GIVEN INSTRUCTION -
Everything from the first line down to the line containing "background: #283238;" is to be retyped exactly, both ends included, with pictures left out.

DATA -
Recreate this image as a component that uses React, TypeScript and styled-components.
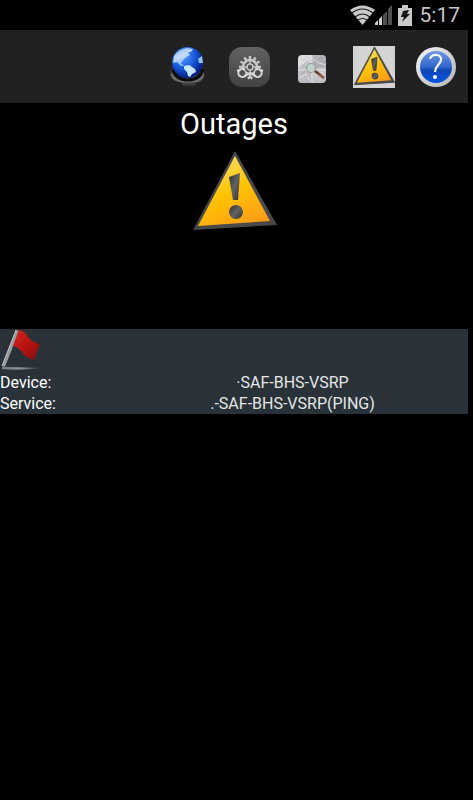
import React from "react";
import styled, { createGlobalStyle } from "styled-components";

const GlobalStyle = createGlobalStyle`
  * { box-sizing: border-box; }
  body { margin: 0; background: #000; color: #fff; font-family: Roboto, "Liberation Sans", sans-serif; }
`;

const Screen = styled.div`
  min-height: 100vh;
  padding-right: 5px;
  background: #000;
`;

const StatusBar = styled.header`
  display: flex;
  justify-content: flex-end;
  align-items: center;
  height: 30px;
  padding-right: 8px;
  color: #c4c4c4;
`;

const Clock = styled.time`
  margin-left: 8px;
  font-size: 21px;
  line-height: 30px;
`;

const Toolbar = styled.nav`
  display: flex;
  justify-content: flex-end;
  align-items: center;
  gap: 20px;
  height: 73px;
  padding-right: 11px;
  background: #212121;
`;

const ToolButton = styled.button<{ $active?: boolean }>`
  display: block;
  width: 42px;
  height: 42px;
  padding: 0;
  border: 0;
  background: ${(p) => (p.$active ? "#d4d4d4" : "transparent")};

  svg { display: block; }
`;

const Summary = styled.section`
  display: flex;
  flex-direction: column;
  align-items: center;
  height: 226px;
`;

const Title = styled.h1`
  margin: 0;
  font-size: 29px;
  font-weight: 400;
  line-height: 42px;
`;

const WarningHolder = styled.div`
  margin-top: 4px;

  svg { display: block; }
`;

const OutageCard = styled.article`
  background: #283238;

  > svg { display: block; }
`;

const Details = styled.dl`
  margin: 0;
  font-size: 16px;
  line-height: 21px;
`;

const DetailRow = styled.div`
  display: grid;
  grid-template-columns: 1fr 3fr;
`;

const Term = styled.dt`
  white-space: nowrap;
`;

const Value = styled.dd`
  margin: 0;
  text-align: center;
  white-space: nowrap;
  color: #e6e6e6;
`;

const Wifi = () => (
  <svg width="25" height="20" viewBox="0 0 25 20" aria-label="Wi-Fi">
    <path d="M0 5Q12.500-4 25 5L12.500 20Z" fill="#c9c9c9" />
    <path d="M2 8Q12.500 0 23 8M5 12Q12.500 6 20 12M8 15Q12.500 12 17 15" fill="none" stroke="#161616" strokeWidth="1.2" />
  </svg>
);

const Signal = () => (
  <svg width="17" height="20" viewBox="0 0 17 20" aria-label="Signal">
    <path d="M0 20V18L3 15V20Z M4 20V14L7 11V20Z" fill="#cecece" />
    <path d="M8 20V10L12 6V20Z M13 20V4L17 0V20Z" fill="#505050" />
  </svg>
);

const BatterySvg = styled.svg`
  margin-left: 6px;
`;

const Battery = () => (
  <BatterySvg width="14" height="21" viewBox="0 0 14 21" aria-label="Battery charging">
    <path d="M4 0H10V3H14V21H0V3H4Z" fill="#c9c9c9" />
    <path d="M5 6L11 5L9 9L12 9L4 17L6 12H3Z" fill="#141414" />
  </BatterySvg>
);

const Globe = () => (
  <svg width="42" height="42" viewBox="0 0 42 42">
    <defs>
      <radialGradient id="ocean" cx=".36" cy=".3" r=".75">
        <stop offset="0" stopColor="#5da0ff" />
        <stop offset=".5" stopColor="#185bdc" />
        <stop offset="1" stopColor="#001578" />
      </radialGradient>
      <linearGradient id="land" x2=".6" y2="1">
        <stop offset="0" stopColor="#8dbdff" />
        <stop offset=".5" stopColor="#dceaff" />
        <stop offset="1" stopColor="#85baff" />
      </linearGradient>
      <linearGradient id="stand" x2="0" y2="1">
        <stop offset="0" stopColor="#252525" />
        <stop offset=".6" stopColor="#606060" />
        <stop offset="1" stopColor="#333" />
      </linearGradient>
    </defs>
    <path d="M4 22Q2 31 8 35L15 37L16 40H27L29 37Q38 35 37 27V21Z" fill="url(#stand)" />
    <path d="M4 28Q7 36 20 36Q34 36 37 28" fill="none" stroke="#858585" strokeWidth="1" />
    <path d="M6 23Q9 34 21 34Q33 34 36 23" fill="none" stroke="#0b0b0b" strokeWidth="3" />
    <circle cx="20.500" cy="16.500" r="15.500" fill="url(#ocean)" />
    <path d="M7 10Q12 3 20 2L26 3L24 6L21 6L23 9L18 12L14 17L17 20L14 20L10 16L6 17Z" fill="url(#land)" opacity=".85" />
    <path d="M17 20L22 19L28 23L29 26L25 28L23 31L21 30L20 26L17 23Z" fill="#c6e5ff" />
    <path d="M35 10L31 13L32 17L36 17Z" fill="#8fc4ff" />
  </svg>
);

const teeth = Array.from({ length: 12 }, (_, i) => i * 30);

const Gears = () => (
  <svg width="42" height="42" viewBox="0 0 42 42">
    <defs>
      <linearGradient id="tile" x2="0" y2="1">
        <stop offset="0" stopColor="#626262" />
        <stop offset="1" stopColor="#414141" />
      </linearGradient>
    </defs>
    <rect x="0" y="1" width="41" height="40" rx="13" fill="url(#tile)" />
    <g transform="translate(21 21)" fill="none" stroke="#c8c8c8">
      <circle r="7" strokeWidth="2.500" />
      <circle r="3" strokeWidth="1.500" />
      <path d="M-7 0H-3M3 0H7M0-7V-3M0 3V7" strokeWidth="1.500" />
      {teeth.map((a) => (
        <path key={a} d="M0-8V-11" strokeWidth="2.500" transform={`rotate(${a})`} />
      ))}
    </g>
    <circle cx="13" cy="27" r="3" fill="#505050" />
    <circle cx="29" cy="27" r="3" fill="#505050" />
    <g fill="none" stroke="#d8d8d8" strokeWidth="2">
      <path d="M16 24A4 4 0 1 0 16 30L21 27" />
      <path d="M26 24A4 4 0 1 1 26 30L21 27" />
      <path d="M10 24L8 25M32 24L34 25M19 31L20 33M23 31L22 33" />
    </g>
  </svg>
);

const MapSearch = () => (
  <svg width="42" height="42" viewBox="0 0 42 42">
    <defs>
      <linearGradient id="paper" x2="1" y2="1">
        <stop offset="0" stopColor="#e0e0e3" />
        <stop offset="1" stopColor="#bcbcc1" />
      </linearGradient>
      <clipPath id="mapEdge"><rect x="7" y="9" width="28" height="28" rx="4" /></clipPath>
    </defs>
    <g clipPath="url(#mapEdge)">
      <path d="M7 9H35V37H7Z" fill="url(#paper)" />
      <path d="M21 9H35V21L21 23Z" fill="#929299" opacity=".5" />
      <path d="M7 22L14 17L20 27V37H7Z" fill="#a5a5ae" opacity=".4" />
      <path d="M21 9V37M7 24H35M7 17L15 16L20 9M22 13L28 17L35 19M8 32L15 28L19 35M24 30L31 26L35 33" fill="none" stroke="#e8e8ec" strokeWidth="1" opacity=".8" />
      <path d="M11 21L16 15L19 21M23 18L30 11L33 16M10 29L14 24M26 25L32 30" fill="none" stroke="#96969e" strokeWidth="1" opacity=".5" />
    </g>
    <circle cx="20" cy="22" r="4.500" fill="#c5cfcc" stroke="#8e9c98" strokeWidth="1.200" />
    <path d="M24 25L33 32" stroke="#65412e" strokeWidth="2.500" />
    <path d="M28 28L33 32" stroke="#a96a42" strokeWidth="1.200" />
  </svg>
);

const Warning = ({ size, id, edge = 0 }: { size: number; id: string; edge?: number }) => (
  <svg width={size} height={size} viewBox="0 0 88 88" aria-hidden="true">
    <defs>
      <linearGradient id={`${id}Face`} x1=".2" y1="0" x2=".7" y2="1">
        <stop offset="0" stopColor="#ffe17a" />
        <stop offset=".5" stopColor="#ffc400" />
        <stop offset="1" stopColor="#ff9d18" />
      </linearGradient>
      <linearGradient id={`${id}Mark`} x2="1" y2="1">
        <stop offset="0" stopColor="#303030" />
        <stop offset=".5" stopColor="#626262" />
        <stop offset="1" stopColor="#303030" />
      </linearGradient>
    </defs>
    <path d="M45 2L87 76L3 81Z" fill="#494949" stroke="#494949" strokeWidth={edge} />
    <path d="M45 7L80 72L8 77Z" fill={`url(#${id}Face)`} />
    <path d="M39 28L50 24L48 51H43Z" fill={`url(#${id}Mark)`} stroke="#404040" strokeWidth={edge} />
    <circle cx="46" cy="63" r="7" fill={`url(#${id}Mark)`} />
  </svg>
);

const Help = () => (
  <svg width="42" height="42" viewBox="0 0 42 42">
    <defs>
      <linearGradient id="rim" x2="1" y2="1">
        <stop offset="0" stopColor="#f5f5f5" />
        <stop offset="1" stopColor="#b4b4b4" />
      </linearGradient>
      <linearGradient id="helpBlue" x2="0" y2="1">
        <stop offset="0" stopColor="#6c98e5" />
        <stop offset=".5" stopColor="#3266ca" />
        <stop offset=".6" stopColor="#0d45b3" />
        <stop offset="1" stopColor="#0755e8" />
      </linearGradient>
    </defs>
    <circle cx="21" cy="21" r="20" fill="url(#rim)" />
    <circle cx="21" cy="21" r="16" fill="url(#helpBlue)" />
    <path d="M15 13C17 7 27 8 26 14C25 19 20 20 20 26" fill="none" stroke="#f5f5f5" strokeWidth="2.200" />
    <circle cx="20" cy="31" r="2" fill="#fff" />
  </svg>
);

const Flag = () => (
  <svg width="42" height="43" viewBox="0 0 42 43" aria-label="Outage flag">
    <defs>
      <linearGradient id="cloth" x2="1" y2="1">
        <stop offset="0" stopColor="#d52521" />
        <stop offset=".5" stopColor="#b61412" />
        <stop offset="1" stopColor="#840b0b" />
      </linearGradient>
      <linearGradient id="shade">
        <stop offset="0" stopColor="#7c8386" />
        <stop offset=".5" stopColor="#8c9294" />
        <stop offset="1" stopColor="#3a4449" />
      </linearGradient>
    </defs>
    <path d="M2 38Q20 38 40 39Q20 42 2 40Z" fill="url(#shade)" />
    <path d="M16 1L19 2L5 38L2 37Z" fill="#979b9d" />
    <path d="M16 1L2 37" stroke="#c4c4c4" strokeWidth="1" />
    <path d="M19 1Q25 2 28 8Q32 13 40 15L34 31Q26 29 22 23Q18 18 13 17Z" fill="url(#cloth)" />
  </svg>
);

export default function App() {
  return (
    <Screen>
      <GlobalStyle />
      <StatusBar>
        <Wifi />
        <Signal />
        <Battery />
        <Clock>5:17</Clock>
      </StatusBar>
      <Toolbar aria-label="Main">
        <ToolButton type="button" aria-label="Network"><Globe /></ToolButton>
        <ToolButton type="button" aria-label="Settings"><Gears /></ToolButton>
        <ToolButton type="button" aria-label="Map"><MapSearch /></ToolButton>
        <ToolButton type="button" aria-label="Outages" $active><Warning size={42} id="small" edge={2} /></ToolButton>
        <ToolButton type="button" aria-label="Help"><Help /></ToolButton>
      </Toolbar>
      <main>
        <Summary>
          <Title>Outages</Title>
          <WarningHolder><Warning size={88} id="large" /></WarningHolder>
        </Summary>
        <OutageCard>
          <Flag />
          <Details>
            <DetailRow><Term>Device:</Term><Value>·SAF-BHS-VSRP</Value></DetailRow>
            <DetailRow><Term>Service:</Term><Value>.-SAF-BHS-VSRP(PING)</Value></DetailRow>
          </Details>
        </OutageCard>
      </main>
    </Screen>
  );
}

SOLVED PROBLEM -
Recreate this image as a component that uses React, TypeScript and styled-components.
import React from "react";
import styled, { createGlobalStyle } from "styled-components";

const GlobalStyle = createGlobalStyle`
  * { box-sizing: border-box; }
  body { margin: 0; background: #000; color: #fff; font-family: Roboto, "Liberation Sans", sans-serif; }
`;

const Screen = styled.div`
  min-height: 100vh;
  padding-right: 5px;
  background: #000;
`;

const StatusBar = styled.header`
  display: flex;
  justify-content: flex-end;
  align-items: center;
  height: 30px;
  padding-right: 8px;
  color: #c4c4c4;
`;

const Clock = styled.time`
  margin-left: 8px;
  font-size: 21px;
  line-height: 30px;
`;

const Toolbar = styled.nav`
  display: flex;
  justify-content: flex-end;
  align-items: center;
  gap: 20px;
  height: 73px;
  padding-right: 11px;
  background: #212121;
`;

const ToolButton = styled.button<{ $active?: boolean }>`
  display: block;
  width: 42px;
  height: 42px;
  padding: 0;
  border: 0;
  background: ${(p) => (p.$active ? "#d4d4d4" : "transparent")};

  svg { display: block; }
`;

const Summary = styled.section`
  display: flex;
  flex-direction: column;
  align-items: center;
  height: 226px;
`;

const Title = styled.h1`
  margin: 0;
  font-size: 29px;
  font-weight: 400;
  line-height: 42px;
`;

const WarningHolder = styled.div`
  margin-top: 4px;

  svg { display: block; }
`;

const OutageCard = styled.article`
  background: #283238;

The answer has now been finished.